10. For the above reasons we conclude that the FtT Judge materially erred in law and her decision is set aside.

11. We remake the decision and find that the respondent's failure to consider her discretion as conferred by the Rules was unlawful. We observe that it is accepted by both parties that the shortfall in income is relatively small, and that, as one of his previous employers, Serenity Care Ltd has been dissolved it may not therefore be possible to obtain documents issued by them.

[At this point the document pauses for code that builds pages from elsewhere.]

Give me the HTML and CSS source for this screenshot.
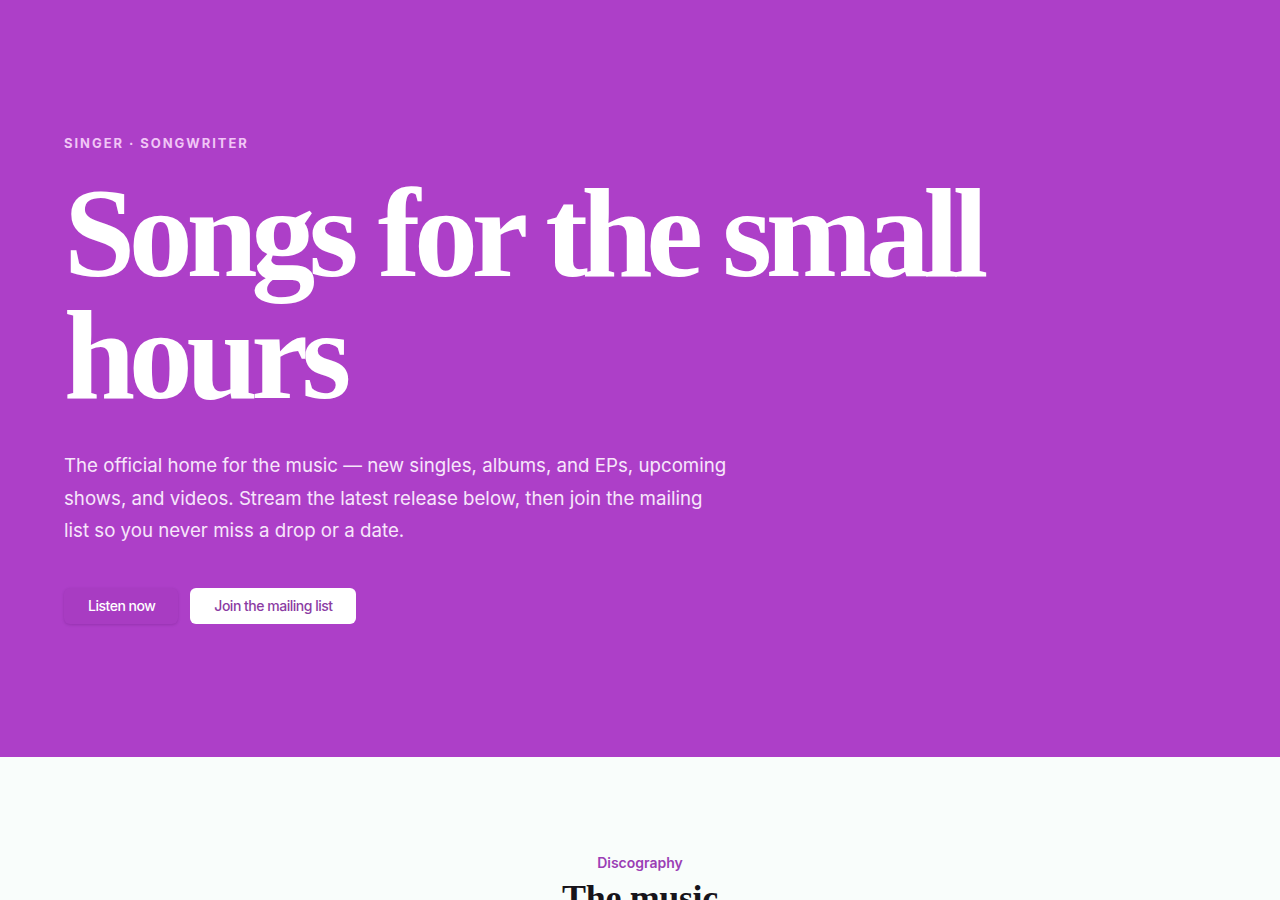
FILE: index.html
```html
<!DOCTYPE html>
<html>
<head>
    <title>Songs for the small hours</title>
    <link rel="stylesheet" href="styles.css">
</head>
<body>
    <!-- Hero -->
    <header class="hero">
        <p class="eyebrow">Singer · Songwriter</p>
        <h1>Songs for the small hours</h1>
        <p class="lead">The official home for the music — new singles, albums, and EPs, upcoming shows, and videos. Stream the latest release below, then join the mailing list so you never miss a drop or a date.</p>
        <div class="actions">
            <a href="#music" class="btn btn-primary">Listen now</a>
            <a href="#join" class="btn btn-light">Join the mailing list</a>
        </div>
    </header>

    <!-- Discography -->
    <section class="music" id="music">
        <p class="kicker">Discography</p>
        <h2>The music</h2>
    </section>
</body>
</html>
```

FILE: styles.css
```css
body {
    margin: 0;
    font-family: Inter, "Noto Sans", sans-serif;
    background: #f9fdfb;
    color: #17141a;
}

.hero {
    background: #ad3fc8;
    color: #fff;
    padding: 133px 64px 133px;
}

.eyebrow {
    margin: 0 0 20px;
    font-size: 13px;
    line-height: 20px;
    font-weight: 700;
    letter-spacing: 0.15em;
    text-transform: uppercase;
    color: #f1c6f6;
}

.hero h1 {
    margin: 0;
    max-width: 1000px;
    font-family: "Liberation Serif", "Times New Roman", serif;
    font-size: 128px;
    line-height: 0.95;
    font-weight: 700;
    letter-spacing: -0.05em;
}

.lead {
    margin: 34px 0 0;
    max-width: 665px;
    font-size: 18.7px;
    line-height: 32.5px;
    color: #f7e6fb;
}

.actions {
    display: flex;
    gap: 12px;
    margin-top: 40px;
}

.btn {
    display: inline-block;
    padding: 0 23px 0 24px;
    height: 36px;
    line-height: 36px;
    border-radius: 6px;
    font-size: 14px;
    font-weight: 500;
    letter-spacing: -0.035em;
    text-decoration: none;
}

.btn-primary {
    background: #a83cc2;
    color: #fff;
    box-shadow: 0 1px 3px rgba(60, 0, 80, 0.2);
}

.btn-light {
    background: #fff;
    color: #8b3ca3;
}

.music {
    padding: 97px 64px 64px;
    text-align: center;
}

.kicker {
    margin: 0 0 6px;
    font-size: 14px;
    font-weight: 600;
    color: #9b3fb5;
}

.music h2 {
    margin: 0;
    font-family: "Liberation Serif", "Times New Roman", serif;
    font-size: 36px;
    font-weight: 700;
    letter-spacing: -0.01em;
}
```
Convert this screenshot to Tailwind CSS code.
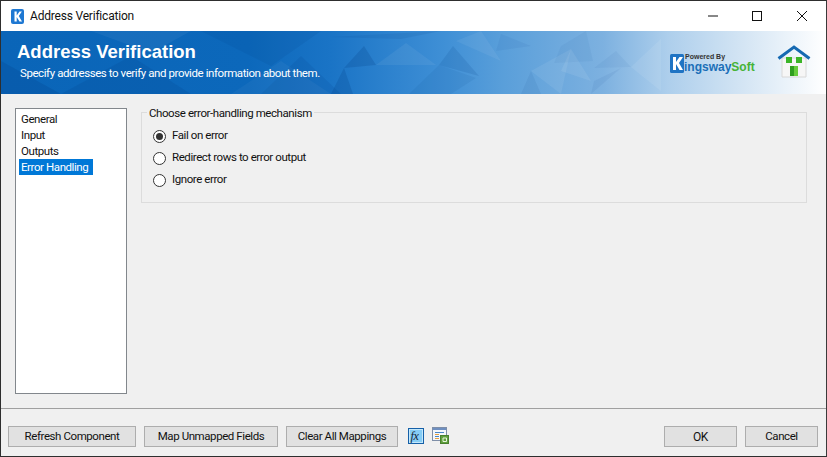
<!DOCTYPE html>
<html>
<head>
<meta charset="utf-8">
<script src="https://cdn.jsdelivr.net/npm/@tailwindcss/browser@4"></script>
</head>
<body class="m-0 overflow-hidden bg-[#f0f0f0]">
<div class="w-[827px] h-[457px] flex flex-col border border-[#2e2e2e] border-r-[#3a3a3a] bg-[#f0f0f0] font-['Roboto',sans-serif] text-[11.500px] tracking-[-0.42px] text-[#111] overflow-hidden">
  <!-- Title bar -->
  <div class="h-[30px] shrink-0 bg-white flex items-center">
    <svg class="ml-[10px] w-[13px] h-[15px]" viewBox="0 0 13 15"><rect width="13" height="15" rx="2" fill="#1e78d2"/><path d="M3.500 2.500h2.200v4L8.500 2.500h2.400L7.800 7l3.200 5.500H8.500L5.700 8v4.500H3.500z" fill="#fff"/></svg>
    <span class="ml-[6px] text-[12px] tracking-[-0.2px] text-[#111]">Address Verification</span>
    <div class="ml-auto mr-[1px] flex items-center">
      <svg class="w-[45px] h-[30px]" viewBox="0 0 45 30"><path d="M17 15h10" stroke="#111" fill="none"/></svg>
      <svg class="w-[45px] h-[30px]" viewBox="0 0 45 30"><rect x="16.500" y="10.500" width="9" height="9" stroke="#111" fill="none"/></svg>
      <svg class="w-[44px] h-[30px]" viewBox="0 0 44 30"><path d="M16 10l10 10M26 10l-10 10" stroke="#111" fill="none"/></svg>
    </div>
  </div>
  <!-- Banner -->
  <div class="relative h-[63px] shrink-0 overflow-hidden bg-[linear-gradient(90deg,#0a65b8_0%,#0c68bb_30%,#1a74c6_40%,#4090d6_54%,#5a9fda_61%,#7db1e0_73%,#aecfec_81%,#d4e5f4_90%,#ffffff_100%)]">
    <svg class="absolute inset-0" width="825" height="63" viewBox="0 0 825 63">
      <g fill="#003a80">
        <polygon points="0,30 60,63 0,63" opacity=".2"/>
        <polygon points="60,63 130,25 190,63" opacity=".14"/>
        <polygon points="200,0 270,35 320,0" opacity=".1"/>
        <polygon points="260,63 300,25 340,63" opacity=".12"/>
        <polygon points="343,37 363,15 375,34" opacity=".2"/>
        <polygon points="330,63 343,37 352,63" opacity=".2"/>
        <polygon points="438,34 452,15 478,45" opacity=".13"/>
        <polygon points="408,63 438,34 475,47 450,63" opacity=".08"/>
        <polygon points="330,6 440,0 400,8" opacity=".1"/>
        <polygon points="500,3 530,15 495,20" opacity=".06"/>
        <polygon points="520,63 530,40 540,63" opacity=".07"/>
        <polygon points="560,15 585,0 592,30 553,32" opacity=".05"/>
        <polygon points="593,50 620,37 590,63" opacity=".06"/>
        <polygon points="593,37 615,20 630,36" opacity=".05"/>
      </g>
      <g fill="#ffffff">
        <polygon points="90,0 150,22 190,0" opacity=".05"/>
        <polygon points="230,63 280,30 330,63" opacity=".04"/>
        <polygon points="375,34 405,12 435,34" opacity=".06"/>
        <polygon points="455,10 480,0 500,30" opacity=".06"/>
        <polygon points="530,40 570,18 560,63" opacity=".07"/>
        <polygon points="570,18 590,50 560,40" opacity=".08"/>
        <polygon points="630,36 660,8 660,60" opacity=".08"/>
      </g>
    </svg>
    <div class="relative pl-[16px]">
      <div class="pt-[11px] font-['Liberation_Sans',sans-serif] font-bold text-[18.500px] tracking-normal leading-[20px] text-white whitespace-nowrap">Address Verification</div>
      <div class="pl-[3px] pt-[4px] leading-[14px] text-white whitespace-nowrap">Specify addresses to verify and provide information about them.</div>
    </div>
    <div class="absolute left-[669px] top-[21px] w-[86px] h-[25px] font-['Liberation_Sans',sans-serif] tracking-normal">
      <svg class="absolute left-0 top-[2px]" width="14" height="19" viewBox="0 0 14 19"><rect width="14" height="19" rx="1.500" fill="#1f74c4"/><path d="M3 3h3v5l3.500-5H13L9 9l4 7H9.500L6 10v6H3z" fill="#fff"/></svg>
      <span class="absolute left-[15px] top-[1px] text-[7px] leading-[8px] font-bold text-[#333] whitespace-nowrap">Powered By</span>
      <span class="absolute left-[14px] top-[8px] text-[12px] leading-[15px] font-bold whitespace-nowrap"><span class="text-[#1b6fb8]">ingsway</span><span class="text-[#46b336]">Soft</span></span>
    </div>
    <svg class="absolute left-[776px] top-[14px]" width="34" height="34" viewBox="0 0 34 34">
      <path d="M5 13h24v19H5z" fill="#f6f6f6" stroke="#d8d8d8"/>
      <path d="M1.500 13.500L17 2l15.500 11.500" fill="none" stroke="#1569b2" stroke-width="3"/>
      <rect x="9" y="12" width="6" height="6" fill="#3cb528"/>
      <rect x="19" y="12" width="6" height="6" fill="#3cb528"/>
      <rect x="13" y="21" width="8" height="10" fill="#2f9e1f"/>
      <rect x="17" y="21" width="4" height="10" fill="#66cc3c"/>
    </svg>
  </div>
  <!-- Body -->
  <div class="flex-1 flex items-start pl-[14px] pt-[14px] pr-[19px]">
    <div class="w-[112px] h-[286px] shrink-0 border border-[#82878c] bg-white pl-[3px] pt-[2px]">
      <div class="h-[16px] leading-[17px] pl-[2px] whitespace-nowrap">General</div>
      <div class="h-[16px] leading-[17px] pl-[2px] whitespace-nowrap">Input</div>
      <div class="h-[16px] leading-[17px] pl-[2px] whitespace-nowrap">Outputs</div>
      <div class="h-[16px] leading-[17px] pl-[2px] w-[74px] bg-[#0078d7] text-white whitespace-nowrap">Error Handling</div>
    </div>
    <div class="relative ml-[14px] mt-[4px] flex-1 h-[91px] border border-[#dcdcdc] pl-[11px] pt-[16px]">
      <span class="absolute left-[5px] top-[-7px] bg-[#f0f0f0] px-[2px] leading-[14px] whitespace-nowrap">Choose error-handling mechanism</span>
      <div class="flex flex-col gap-[8px]">
        <label class="flex items-center h-[14px] gap-[6px]">
          <span class="w-[13px] h-[13px] rounded-full border border-[#333] bg-white flex items-center justify-center"><span class="w-[7px] h-[7px] rounded-full bg-[#333]"></span></span>
          <span>Fail on error</span>
        </label>
        <label class="flex items-center h-[14px] gap-[6px]">
          <span class="w-[13px] h-[13px] rounded-full border border-[#333] bg-white"></span>
          <span>Redirect rows to error output</span>
        </label>
        <label class="flex items-center h-[14px] gap-[6px]">
          <span class="w-[13px] h-[13px] rounded-full border border-[#333] bg-white"></span>
          <span>Ignore error</span>
        </label>
      </div>
    </div>
  </div>
  <!-- Footer -->
  <div class="h-[48px] shrink-0 border-t border-[#a0a0a0] flex items-start pt-[17px] pl-[7px] pr-[8px]">
    <button class="w-[128px] h-[21px] pt-[1px] border border-[#adadad] bg-[#e1e1e1]">Refresh Component</button>
    <button class="ml-[8px] w-[134px] h-[21px] pt-[1px] border border-[#adadad] bg-[#e1e1e1]">Map Unmapped Fields</button>
    <button class="ml-[8px] w-[112px] h-[21px] pt-[1px] border border-[#adadad] bg-[#e1e1e1]">Clear All Mappings</button>
    <svg class="ml-[10px] mt-[2px]" width="16" height="16" viewBox="0 0 16 16">
      <rect x=".5" y=".5" width="15" height="15" fill="#86cdf5" stroke="#1560a8"/>
      <rect x="1.500" y="1.500" width="13" height="13" fill="none" stroke="#c4e8fb"/>
      <text x="2.500" y="12" font-family="Liberation Serif" font-style="italic" font-size="12" fill="#123">fx</text>
    </svg>
    <svg class="ml-[8px] mt-[1px]" width="17" height="17" viewBox="0 0 17 17">
      <rect x=".5" y=".5" width="14" height="13" fill="#f4f7fb" stroke="#7f8fa8"/>
      <rect x="1" y="1" width="13" height="2" fill="#6f8fc0"/>
      <path d="M3 5.500h9" stroke="#4a86c8"/><path d="M3 7.500h4" stroke="#e8a040"/><path d="M3 9.500h4" stroke="#4a86c8"/><path d="M3 11.500h4" stroke="#e8a040"/>
      <rect x="8.500" y="8.500" width="8" height="8" fill="#5fa13c" stroke="#4a8030"/>
      <path d="M11 11h3.500v3.500H11z" fill="none" stroke="#e8f3df"/>
    </svg>
    <button class="ml-auto w-[73px] h-[21px] pt-[1px] border border-[#adadad] bg-[#e1e1e1] text-[12px]">OK</button>
    <button class="ml-[8px] w-[73px] h-[21px] pt-[1px] border border-[#adadad] bg-[#e1e1e1]">Cancel</button>
  </div>
</div>
</body>
</html>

12. The effect of this decision is that the respondent must now reconsider the claimant's application which remains outstanding on the concessions made before us and our findings. The respondent must take into account the schedule of the claimant's earnings annexed to this decision and is to apply her own guidance as set out in Appendix FM-SE; look at the evidence as a whole and apply the 'evidential flexibility' procedure built in to that appendix at paragraph D in accordance with the Rules applicable at the date of application.

Decision:

13. The making of the decision of the FtT did involve the making of an error on a point of law. We set aside the decision and substitute our decision allowing the appeal to the extent that the respondent's decision is not in accordance with the law. The application thus remains before the respondent awaiting a fresh, lawful decision. This disposes of the proceedings before the Upper Tribunal.